Don't order a gasket kit from anything other than OEM Yamaha or Cometic (like Blaaster said). If you shattered, broke, or did whatever to the piston, you need to split the cases. Not doing so will result in endless rebuilds until that is done. Aluminum destroys aluminum, so if pieces of your piston are in the bottom of your cases, you'll eat pistons until it's all out (which could be many, many rebuilds along the way).

I'd also recommend that you post pictures of the dome because detonation damage is possible.

The short answer is to send the cylinder, head, and a few hundred bucks to KOR and let it be his problem. He'll set you up pretty well and you don't have any guess work there. Next, split the cases and clean the crankcase. Replace any bearings that don't look brand new and replace all seals while you have it apart. Reassemble the bottom end as per the manual (which is on this site). Do a leak down test, install a 290 or 300 main jet, needle in middle position, screw at 1.5 turns out, install a UNI or OEM filter WITH OIL, check all of your electrical (again, reference the manual), run heat cycles, do a break-in (KOR will recommend both the heat cycles and break in procedures if you sent the cylinder to him), do another leak down test, pug chop, adjust jetting as necessary, plug chop to confirm. With the exception of sending it to KOR, none of this is optional. If you don't follow these recommendations, which are going to be the same as those of others, you are destined to go through this again.

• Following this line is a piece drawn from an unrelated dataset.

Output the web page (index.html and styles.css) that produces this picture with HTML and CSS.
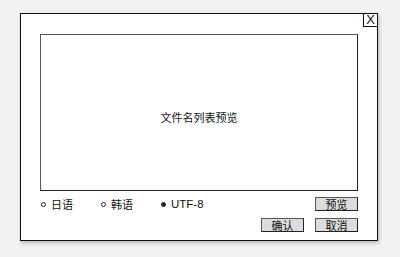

The price of doing a proper rebuild is roughly what it costs to do a hack of a build twice. Do it right and postpone the next rebuild by a considerable amount of time.

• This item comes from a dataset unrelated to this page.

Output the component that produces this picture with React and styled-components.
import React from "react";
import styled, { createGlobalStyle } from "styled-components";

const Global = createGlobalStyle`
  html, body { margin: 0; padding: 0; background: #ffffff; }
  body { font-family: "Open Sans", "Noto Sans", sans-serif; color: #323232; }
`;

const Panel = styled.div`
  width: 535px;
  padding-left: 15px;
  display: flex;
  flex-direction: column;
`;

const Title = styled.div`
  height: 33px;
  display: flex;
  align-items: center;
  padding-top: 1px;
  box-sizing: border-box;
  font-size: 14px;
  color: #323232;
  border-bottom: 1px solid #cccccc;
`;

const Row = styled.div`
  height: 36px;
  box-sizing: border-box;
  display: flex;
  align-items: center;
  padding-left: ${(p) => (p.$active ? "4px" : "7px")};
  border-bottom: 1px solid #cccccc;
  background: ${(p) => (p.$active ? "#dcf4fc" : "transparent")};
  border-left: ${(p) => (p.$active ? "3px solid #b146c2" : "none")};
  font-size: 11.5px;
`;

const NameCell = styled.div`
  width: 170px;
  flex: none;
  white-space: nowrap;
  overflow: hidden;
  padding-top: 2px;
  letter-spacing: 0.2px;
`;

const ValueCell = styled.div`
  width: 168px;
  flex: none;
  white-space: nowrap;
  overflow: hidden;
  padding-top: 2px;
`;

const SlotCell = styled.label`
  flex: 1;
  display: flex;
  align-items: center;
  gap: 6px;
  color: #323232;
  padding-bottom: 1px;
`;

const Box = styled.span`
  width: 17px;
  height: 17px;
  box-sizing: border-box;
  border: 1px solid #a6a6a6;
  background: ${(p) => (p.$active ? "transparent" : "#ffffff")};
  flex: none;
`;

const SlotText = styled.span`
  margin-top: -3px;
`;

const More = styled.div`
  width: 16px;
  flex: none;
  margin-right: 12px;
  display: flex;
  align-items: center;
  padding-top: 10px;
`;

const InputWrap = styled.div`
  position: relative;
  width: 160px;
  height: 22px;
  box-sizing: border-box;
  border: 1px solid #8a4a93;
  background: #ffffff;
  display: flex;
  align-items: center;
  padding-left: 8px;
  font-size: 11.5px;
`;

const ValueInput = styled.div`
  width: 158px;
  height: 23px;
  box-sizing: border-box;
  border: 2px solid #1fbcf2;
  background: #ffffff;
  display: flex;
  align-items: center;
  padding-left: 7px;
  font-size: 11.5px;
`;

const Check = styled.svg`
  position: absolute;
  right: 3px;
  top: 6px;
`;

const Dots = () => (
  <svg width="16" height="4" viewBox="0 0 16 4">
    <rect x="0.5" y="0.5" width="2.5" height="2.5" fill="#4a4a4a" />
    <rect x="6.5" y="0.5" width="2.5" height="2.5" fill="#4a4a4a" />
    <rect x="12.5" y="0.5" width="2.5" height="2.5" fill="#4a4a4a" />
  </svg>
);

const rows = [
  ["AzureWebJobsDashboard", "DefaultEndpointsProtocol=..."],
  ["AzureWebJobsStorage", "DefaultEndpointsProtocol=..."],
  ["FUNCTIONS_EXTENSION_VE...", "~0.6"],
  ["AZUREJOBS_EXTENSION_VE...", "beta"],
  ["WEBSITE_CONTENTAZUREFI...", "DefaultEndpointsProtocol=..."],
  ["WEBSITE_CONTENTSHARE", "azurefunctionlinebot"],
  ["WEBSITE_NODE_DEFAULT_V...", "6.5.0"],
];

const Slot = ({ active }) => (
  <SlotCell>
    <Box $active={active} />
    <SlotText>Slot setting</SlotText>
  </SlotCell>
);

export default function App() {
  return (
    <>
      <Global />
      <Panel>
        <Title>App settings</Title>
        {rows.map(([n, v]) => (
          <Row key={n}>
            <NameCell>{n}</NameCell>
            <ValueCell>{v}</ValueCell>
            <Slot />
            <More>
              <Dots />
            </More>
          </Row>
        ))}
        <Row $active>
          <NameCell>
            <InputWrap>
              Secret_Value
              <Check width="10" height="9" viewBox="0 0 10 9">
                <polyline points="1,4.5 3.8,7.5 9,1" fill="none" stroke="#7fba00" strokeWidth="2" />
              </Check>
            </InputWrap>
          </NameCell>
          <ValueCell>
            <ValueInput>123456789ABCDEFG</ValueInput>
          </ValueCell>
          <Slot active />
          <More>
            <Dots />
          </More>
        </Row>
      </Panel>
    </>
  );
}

My machinist says the bore is fine jus needs to b honed an the head is fine also...will post pics later today
 
It could be from not jetting correctly or you have a leak!!! Since your motor is apart you must tear apart the bottom end and clean it out. Replace any bearing That need replacing. Then you should clean the carb real well and throw a big size jet in it. Leak Test when you put motor together after you put new gaskets and torque everything down.

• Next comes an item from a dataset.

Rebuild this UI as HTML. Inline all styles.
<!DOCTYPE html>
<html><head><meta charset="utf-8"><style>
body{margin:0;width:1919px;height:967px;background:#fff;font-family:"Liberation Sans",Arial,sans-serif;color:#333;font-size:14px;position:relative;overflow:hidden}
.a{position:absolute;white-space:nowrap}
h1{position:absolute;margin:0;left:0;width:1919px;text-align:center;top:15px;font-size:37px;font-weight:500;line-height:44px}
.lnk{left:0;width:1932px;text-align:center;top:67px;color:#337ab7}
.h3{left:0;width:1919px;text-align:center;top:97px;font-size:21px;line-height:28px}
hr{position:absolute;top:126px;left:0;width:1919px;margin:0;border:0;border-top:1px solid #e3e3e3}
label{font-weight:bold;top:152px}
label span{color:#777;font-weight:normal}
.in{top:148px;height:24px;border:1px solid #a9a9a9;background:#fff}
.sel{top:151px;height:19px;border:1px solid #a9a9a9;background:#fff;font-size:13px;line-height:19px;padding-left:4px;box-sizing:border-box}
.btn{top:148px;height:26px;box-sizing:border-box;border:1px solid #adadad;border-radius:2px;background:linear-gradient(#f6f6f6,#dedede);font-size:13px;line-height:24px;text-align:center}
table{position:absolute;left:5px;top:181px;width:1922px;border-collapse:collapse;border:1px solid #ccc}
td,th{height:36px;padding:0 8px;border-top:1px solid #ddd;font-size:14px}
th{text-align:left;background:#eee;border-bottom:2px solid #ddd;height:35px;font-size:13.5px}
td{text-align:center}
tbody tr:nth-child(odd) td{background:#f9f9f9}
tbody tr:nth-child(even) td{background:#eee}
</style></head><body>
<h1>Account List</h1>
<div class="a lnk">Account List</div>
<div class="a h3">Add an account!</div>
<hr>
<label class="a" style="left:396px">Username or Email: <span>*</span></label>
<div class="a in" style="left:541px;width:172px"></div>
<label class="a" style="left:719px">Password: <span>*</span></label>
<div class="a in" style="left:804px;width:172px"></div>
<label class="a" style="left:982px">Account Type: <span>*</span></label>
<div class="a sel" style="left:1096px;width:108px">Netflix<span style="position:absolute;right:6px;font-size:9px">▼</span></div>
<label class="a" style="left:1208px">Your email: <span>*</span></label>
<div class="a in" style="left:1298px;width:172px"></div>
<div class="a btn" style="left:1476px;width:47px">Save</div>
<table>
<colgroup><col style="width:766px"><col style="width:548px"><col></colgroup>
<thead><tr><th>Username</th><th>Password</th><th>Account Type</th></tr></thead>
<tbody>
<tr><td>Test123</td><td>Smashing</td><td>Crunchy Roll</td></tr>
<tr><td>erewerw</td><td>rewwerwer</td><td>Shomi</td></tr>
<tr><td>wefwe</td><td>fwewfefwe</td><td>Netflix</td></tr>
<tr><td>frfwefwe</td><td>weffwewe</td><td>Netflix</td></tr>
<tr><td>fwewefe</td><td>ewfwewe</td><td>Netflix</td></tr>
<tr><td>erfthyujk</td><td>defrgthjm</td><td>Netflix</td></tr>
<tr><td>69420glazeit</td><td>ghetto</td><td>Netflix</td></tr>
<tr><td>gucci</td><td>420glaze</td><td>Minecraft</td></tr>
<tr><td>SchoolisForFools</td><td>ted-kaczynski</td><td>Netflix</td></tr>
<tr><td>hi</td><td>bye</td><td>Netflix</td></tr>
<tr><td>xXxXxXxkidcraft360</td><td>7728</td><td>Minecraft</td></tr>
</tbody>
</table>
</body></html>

When i had stock exhaust it ran like a beast. No problems
 
when you change exhaust you need to tune carb again.Is the pro circuit built for low to mid,or mid to high?
Did you modify the airbox?
It sounds like the exhaust was part of the problem,since no bigger jet was installed but if your top end fried then that is more of the problem know
Fix top end then put a bigger main jet in, and of course no air leaks because it makes the engine run much hotter then it is supposed to.